** BEGIN **
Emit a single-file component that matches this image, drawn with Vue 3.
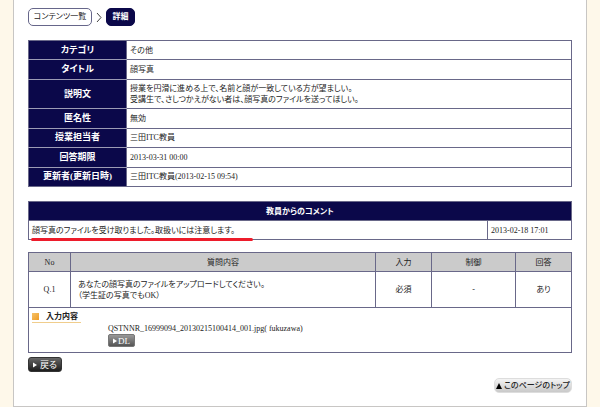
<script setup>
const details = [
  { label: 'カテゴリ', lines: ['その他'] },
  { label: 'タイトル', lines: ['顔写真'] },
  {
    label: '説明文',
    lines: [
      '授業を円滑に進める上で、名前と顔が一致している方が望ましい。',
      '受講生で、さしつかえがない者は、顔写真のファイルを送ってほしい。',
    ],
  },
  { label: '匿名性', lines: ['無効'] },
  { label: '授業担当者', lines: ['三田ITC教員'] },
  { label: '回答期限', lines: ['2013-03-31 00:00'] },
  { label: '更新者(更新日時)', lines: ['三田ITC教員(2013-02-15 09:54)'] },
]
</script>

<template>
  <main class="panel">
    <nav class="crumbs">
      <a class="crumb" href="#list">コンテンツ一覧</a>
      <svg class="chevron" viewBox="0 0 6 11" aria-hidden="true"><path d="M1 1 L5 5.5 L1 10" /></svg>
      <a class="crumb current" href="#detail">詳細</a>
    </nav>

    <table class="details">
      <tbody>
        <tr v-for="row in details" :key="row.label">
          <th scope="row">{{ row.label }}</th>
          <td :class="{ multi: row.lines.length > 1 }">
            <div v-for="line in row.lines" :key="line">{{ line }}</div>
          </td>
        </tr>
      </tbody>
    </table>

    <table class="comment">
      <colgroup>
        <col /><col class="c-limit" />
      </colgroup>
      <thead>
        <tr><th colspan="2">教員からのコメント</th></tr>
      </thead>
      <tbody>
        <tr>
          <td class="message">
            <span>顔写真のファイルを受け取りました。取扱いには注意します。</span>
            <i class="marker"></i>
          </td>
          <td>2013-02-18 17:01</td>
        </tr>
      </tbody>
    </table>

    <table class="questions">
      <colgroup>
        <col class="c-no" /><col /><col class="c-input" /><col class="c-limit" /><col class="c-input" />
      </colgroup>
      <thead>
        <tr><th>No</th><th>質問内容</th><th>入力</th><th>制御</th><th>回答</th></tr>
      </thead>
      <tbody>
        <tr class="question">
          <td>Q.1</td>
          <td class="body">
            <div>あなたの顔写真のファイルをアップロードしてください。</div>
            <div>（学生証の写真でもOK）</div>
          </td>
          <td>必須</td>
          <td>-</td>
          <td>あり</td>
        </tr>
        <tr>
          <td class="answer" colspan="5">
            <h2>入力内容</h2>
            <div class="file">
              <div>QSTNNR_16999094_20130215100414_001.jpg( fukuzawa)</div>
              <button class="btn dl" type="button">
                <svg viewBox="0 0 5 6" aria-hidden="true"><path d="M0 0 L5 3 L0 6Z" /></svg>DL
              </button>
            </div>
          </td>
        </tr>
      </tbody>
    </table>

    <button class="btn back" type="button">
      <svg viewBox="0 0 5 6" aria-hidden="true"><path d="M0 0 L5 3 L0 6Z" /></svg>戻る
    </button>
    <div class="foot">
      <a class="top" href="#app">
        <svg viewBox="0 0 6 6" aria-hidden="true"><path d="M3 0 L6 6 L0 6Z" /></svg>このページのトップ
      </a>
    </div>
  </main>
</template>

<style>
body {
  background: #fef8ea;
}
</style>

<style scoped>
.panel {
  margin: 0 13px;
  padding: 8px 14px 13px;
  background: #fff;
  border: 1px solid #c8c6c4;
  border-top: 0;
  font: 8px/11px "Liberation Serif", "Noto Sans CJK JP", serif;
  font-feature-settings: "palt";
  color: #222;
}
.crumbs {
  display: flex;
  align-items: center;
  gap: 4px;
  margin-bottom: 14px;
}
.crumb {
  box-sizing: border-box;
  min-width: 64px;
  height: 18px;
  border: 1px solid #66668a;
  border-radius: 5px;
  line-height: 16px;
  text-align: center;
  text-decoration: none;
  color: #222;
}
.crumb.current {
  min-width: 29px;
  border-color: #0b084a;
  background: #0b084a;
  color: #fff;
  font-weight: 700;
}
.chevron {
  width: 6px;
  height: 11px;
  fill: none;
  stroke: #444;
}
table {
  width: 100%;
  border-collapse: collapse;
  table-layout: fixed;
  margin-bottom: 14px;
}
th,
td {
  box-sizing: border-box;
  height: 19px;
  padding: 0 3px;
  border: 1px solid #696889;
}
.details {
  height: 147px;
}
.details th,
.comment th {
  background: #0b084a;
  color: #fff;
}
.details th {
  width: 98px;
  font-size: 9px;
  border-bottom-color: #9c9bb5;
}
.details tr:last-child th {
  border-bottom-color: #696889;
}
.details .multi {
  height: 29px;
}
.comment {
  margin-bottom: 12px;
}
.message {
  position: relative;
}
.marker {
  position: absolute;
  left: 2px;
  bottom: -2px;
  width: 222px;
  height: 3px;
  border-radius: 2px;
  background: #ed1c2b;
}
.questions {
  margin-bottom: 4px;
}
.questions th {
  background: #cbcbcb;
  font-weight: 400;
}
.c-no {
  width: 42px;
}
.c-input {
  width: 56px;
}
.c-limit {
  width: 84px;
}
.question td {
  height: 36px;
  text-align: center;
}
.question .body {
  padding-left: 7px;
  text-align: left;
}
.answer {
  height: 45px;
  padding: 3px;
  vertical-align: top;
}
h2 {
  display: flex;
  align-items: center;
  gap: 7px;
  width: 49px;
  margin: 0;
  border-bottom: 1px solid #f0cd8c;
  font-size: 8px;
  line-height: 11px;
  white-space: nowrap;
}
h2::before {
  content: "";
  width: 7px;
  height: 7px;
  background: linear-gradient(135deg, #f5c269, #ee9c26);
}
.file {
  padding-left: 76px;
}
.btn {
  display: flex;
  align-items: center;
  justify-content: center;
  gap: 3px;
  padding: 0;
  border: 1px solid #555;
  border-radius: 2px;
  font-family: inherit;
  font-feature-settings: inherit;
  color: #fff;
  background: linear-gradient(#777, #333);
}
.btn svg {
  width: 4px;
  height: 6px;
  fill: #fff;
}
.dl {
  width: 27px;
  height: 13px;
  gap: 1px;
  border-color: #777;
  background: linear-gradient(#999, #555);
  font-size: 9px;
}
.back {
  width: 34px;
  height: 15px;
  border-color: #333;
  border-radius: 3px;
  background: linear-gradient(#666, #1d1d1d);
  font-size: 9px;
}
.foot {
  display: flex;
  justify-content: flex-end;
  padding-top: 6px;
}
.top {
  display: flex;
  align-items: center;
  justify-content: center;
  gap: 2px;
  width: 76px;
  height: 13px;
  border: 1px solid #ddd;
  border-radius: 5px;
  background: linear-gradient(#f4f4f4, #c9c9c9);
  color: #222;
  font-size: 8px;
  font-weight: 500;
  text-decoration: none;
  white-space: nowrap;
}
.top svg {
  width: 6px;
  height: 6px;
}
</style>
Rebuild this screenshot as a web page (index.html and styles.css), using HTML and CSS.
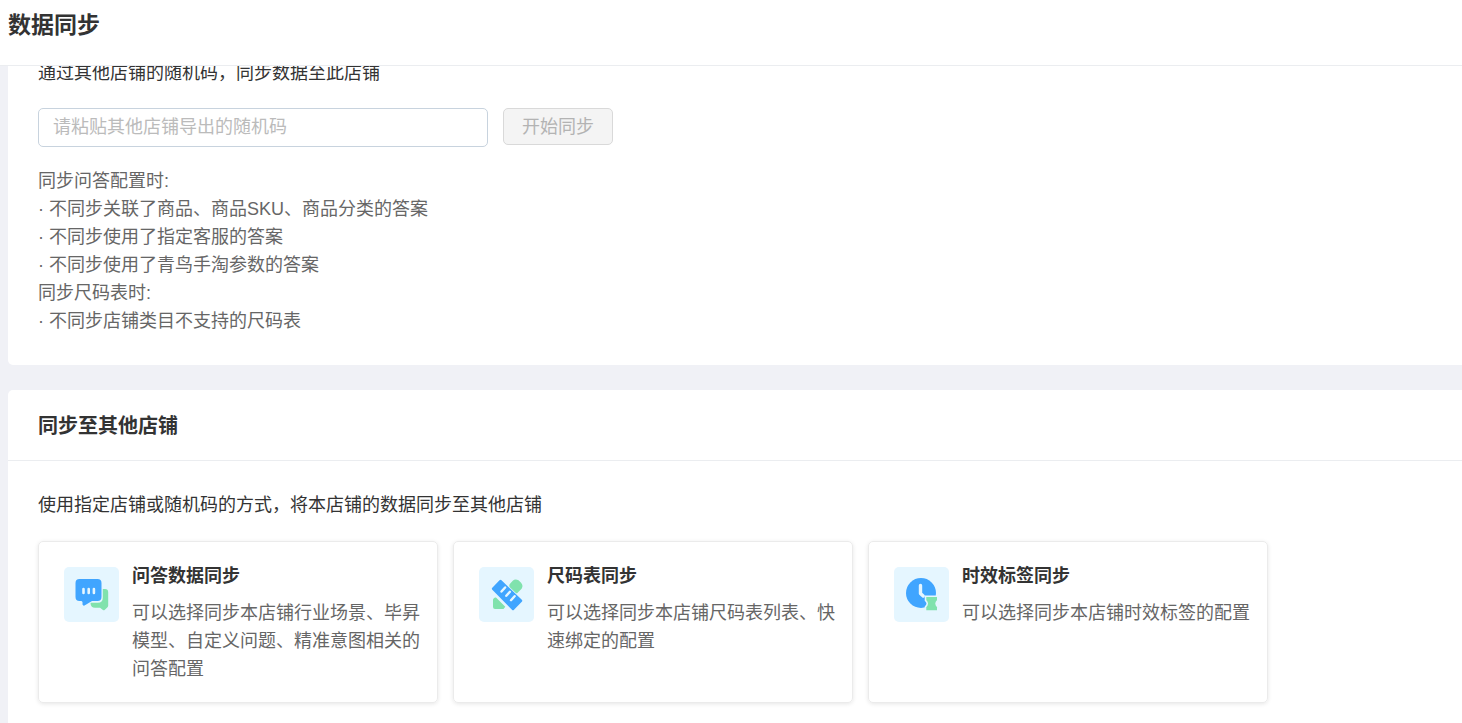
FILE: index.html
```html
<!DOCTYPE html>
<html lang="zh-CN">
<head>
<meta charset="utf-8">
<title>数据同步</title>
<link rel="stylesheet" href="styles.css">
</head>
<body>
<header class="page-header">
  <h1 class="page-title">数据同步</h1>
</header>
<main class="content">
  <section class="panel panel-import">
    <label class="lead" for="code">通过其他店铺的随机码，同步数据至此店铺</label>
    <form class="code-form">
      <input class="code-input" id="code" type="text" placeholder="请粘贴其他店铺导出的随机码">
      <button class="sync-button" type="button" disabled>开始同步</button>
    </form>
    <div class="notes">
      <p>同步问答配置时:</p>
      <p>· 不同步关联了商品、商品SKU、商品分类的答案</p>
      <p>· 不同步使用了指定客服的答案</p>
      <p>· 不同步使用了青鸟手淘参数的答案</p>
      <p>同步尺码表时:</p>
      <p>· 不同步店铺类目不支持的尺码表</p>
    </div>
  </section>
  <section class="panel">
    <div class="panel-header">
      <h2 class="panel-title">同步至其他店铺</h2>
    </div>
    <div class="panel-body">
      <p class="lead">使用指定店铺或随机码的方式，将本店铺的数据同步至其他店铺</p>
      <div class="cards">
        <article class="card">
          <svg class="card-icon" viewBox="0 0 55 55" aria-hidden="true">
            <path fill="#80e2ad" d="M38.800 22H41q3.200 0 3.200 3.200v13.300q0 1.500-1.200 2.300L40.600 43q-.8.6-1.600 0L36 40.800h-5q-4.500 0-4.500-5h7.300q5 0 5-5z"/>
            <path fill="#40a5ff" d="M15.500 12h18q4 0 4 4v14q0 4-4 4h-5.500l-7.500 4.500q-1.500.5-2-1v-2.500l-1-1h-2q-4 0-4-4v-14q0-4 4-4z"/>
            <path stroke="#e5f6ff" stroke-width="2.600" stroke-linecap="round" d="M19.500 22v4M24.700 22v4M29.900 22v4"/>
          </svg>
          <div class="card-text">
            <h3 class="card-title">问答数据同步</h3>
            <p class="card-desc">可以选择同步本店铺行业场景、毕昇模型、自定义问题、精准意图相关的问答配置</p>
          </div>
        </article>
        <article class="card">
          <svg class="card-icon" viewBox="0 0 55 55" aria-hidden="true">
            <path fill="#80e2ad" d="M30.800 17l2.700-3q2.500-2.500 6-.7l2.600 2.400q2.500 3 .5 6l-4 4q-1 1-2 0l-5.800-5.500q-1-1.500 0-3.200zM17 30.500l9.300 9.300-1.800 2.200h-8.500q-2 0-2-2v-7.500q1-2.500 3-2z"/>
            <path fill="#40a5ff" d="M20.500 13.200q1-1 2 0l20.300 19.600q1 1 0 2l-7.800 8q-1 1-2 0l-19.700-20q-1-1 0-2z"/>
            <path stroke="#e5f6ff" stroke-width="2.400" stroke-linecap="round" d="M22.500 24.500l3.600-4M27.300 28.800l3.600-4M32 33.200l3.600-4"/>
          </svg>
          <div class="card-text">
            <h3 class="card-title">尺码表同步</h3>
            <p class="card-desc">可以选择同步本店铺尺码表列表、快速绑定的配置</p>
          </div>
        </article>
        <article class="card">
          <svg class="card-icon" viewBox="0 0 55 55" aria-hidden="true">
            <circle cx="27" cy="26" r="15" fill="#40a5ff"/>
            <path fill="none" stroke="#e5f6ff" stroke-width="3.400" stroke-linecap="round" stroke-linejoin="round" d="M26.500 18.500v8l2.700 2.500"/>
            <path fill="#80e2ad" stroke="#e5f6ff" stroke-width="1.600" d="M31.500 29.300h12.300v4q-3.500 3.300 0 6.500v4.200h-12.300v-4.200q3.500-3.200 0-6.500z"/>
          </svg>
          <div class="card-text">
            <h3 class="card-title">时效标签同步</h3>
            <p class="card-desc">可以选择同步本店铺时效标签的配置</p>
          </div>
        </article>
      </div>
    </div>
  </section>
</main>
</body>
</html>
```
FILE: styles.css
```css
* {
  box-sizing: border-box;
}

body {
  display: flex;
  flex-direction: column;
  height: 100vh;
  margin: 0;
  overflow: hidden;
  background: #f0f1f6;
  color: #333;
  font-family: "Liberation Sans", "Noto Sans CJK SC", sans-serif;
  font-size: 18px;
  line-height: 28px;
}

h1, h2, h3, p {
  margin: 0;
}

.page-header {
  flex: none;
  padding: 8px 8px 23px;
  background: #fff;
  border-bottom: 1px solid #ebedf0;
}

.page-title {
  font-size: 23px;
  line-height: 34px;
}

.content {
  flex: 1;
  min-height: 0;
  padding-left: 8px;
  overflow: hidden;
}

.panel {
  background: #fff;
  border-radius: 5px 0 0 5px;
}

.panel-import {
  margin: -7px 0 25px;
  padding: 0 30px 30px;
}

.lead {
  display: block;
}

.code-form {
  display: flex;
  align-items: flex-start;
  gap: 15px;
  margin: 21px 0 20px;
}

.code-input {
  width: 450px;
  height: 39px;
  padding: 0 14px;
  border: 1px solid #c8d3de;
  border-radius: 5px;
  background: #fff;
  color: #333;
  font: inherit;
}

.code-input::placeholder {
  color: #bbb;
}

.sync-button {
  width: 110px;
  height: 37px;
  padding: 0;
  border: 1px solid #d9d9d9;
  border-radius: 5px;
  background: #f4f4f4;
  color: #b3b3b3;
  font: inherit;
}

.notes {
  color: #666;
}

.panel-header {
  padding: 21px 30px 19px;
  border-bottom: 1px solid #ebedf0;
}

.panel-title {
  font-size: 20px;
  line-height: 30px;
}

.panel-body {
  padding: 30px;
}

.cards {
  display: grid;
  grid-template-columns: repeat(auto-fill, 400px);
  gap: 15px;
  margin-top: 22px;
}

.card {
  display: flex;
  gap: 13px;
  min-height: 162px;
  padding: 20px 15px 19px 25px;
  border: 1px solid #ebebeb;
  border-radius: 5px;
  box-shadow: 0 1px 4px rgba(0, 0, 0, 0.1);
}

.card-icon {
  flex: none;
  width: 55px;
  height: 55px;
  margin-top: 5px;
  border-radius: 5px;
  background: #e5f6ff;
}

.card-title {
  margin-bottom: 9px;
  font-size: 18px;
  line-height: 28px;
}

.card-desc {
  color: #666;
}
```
** END **
== Your objective ==
Copy each line above that contains the word "index".

== Task output ==
Rebuild this screenshot as a web page (index.html and styles.css), using HTML and CSS.
FILE: index.html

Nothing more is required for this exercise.